Ruth Cooke, Midland Heart chief executive, said: “Providers like us need real support and flexibility from the Government to allow us to help address the fundamental lack of affordable housing in the UK.
“It is encouraging to hear borrowing limits will be increased, but we need to understand the detail of what this means.
“Demand for extra homes in England is estimated as 250,000 properties per year. Behind these figures are some of the most vulnerable in our communities who are hit hard by the crisis; those that have few options, who are forced into overcrowded homes or made homeless.
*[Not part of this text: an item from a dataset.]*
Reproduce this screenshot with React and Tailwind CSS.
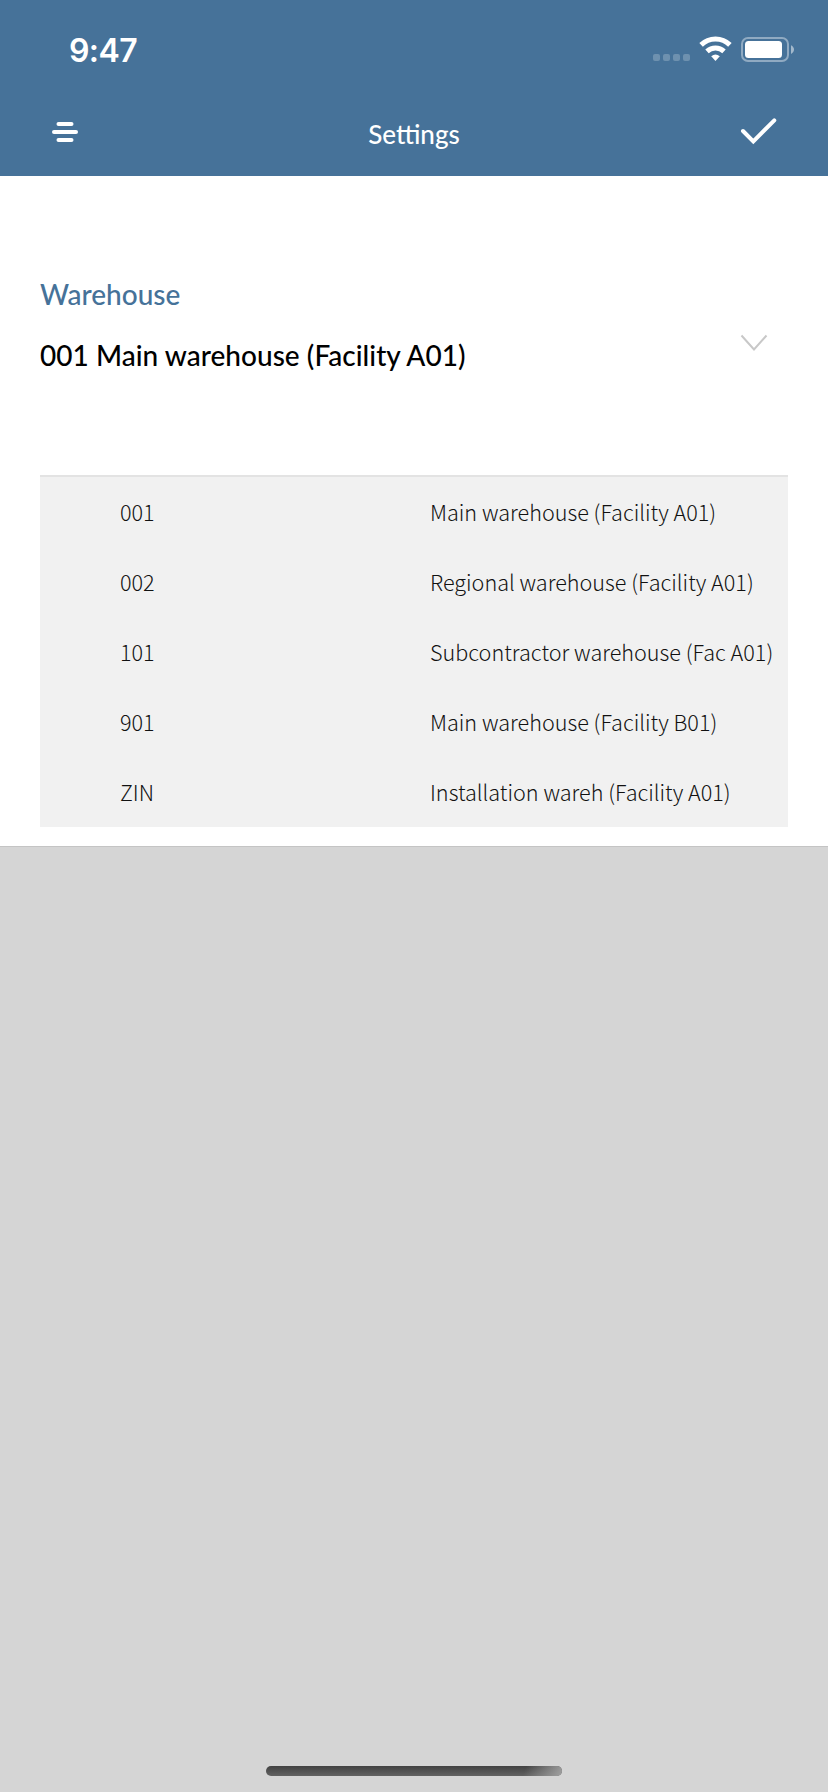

“We work in the heart of communities and it is vital that the housing sector is also recognised for the broader role we can play in delivering refreshingly new services and initiatives; such as our innovative apprenticeships scheme Back on Track, our inspiring regeneration initiatives and our integrated care services”.
Mike Ward, executive director of property at Circle Housing, said: “At Circle Housing, we have long been champions of mobility, and developed ways to help social housing tenants to move home for a variety of reasons, whether it is for work, or to be closer to family or schools. Our home swap site, House Exchange, recently surveyed over 2,000 customers around their motivation for looking to move with over 14% stating the need to be closer to work. Without schemes such as these many would languish for up to 10 years on waiting lists due to the short supply of housing.
“This is why we also joined together with Islington Council to set up Homefinder UK, which again makes it easier for tenants to move to other parts of the country who wish to remain in social housing. We would welcome being involved in the consultation with the government on how schemes such as Homefinder and House Exchange could support more tenants in moving for work related reasons.”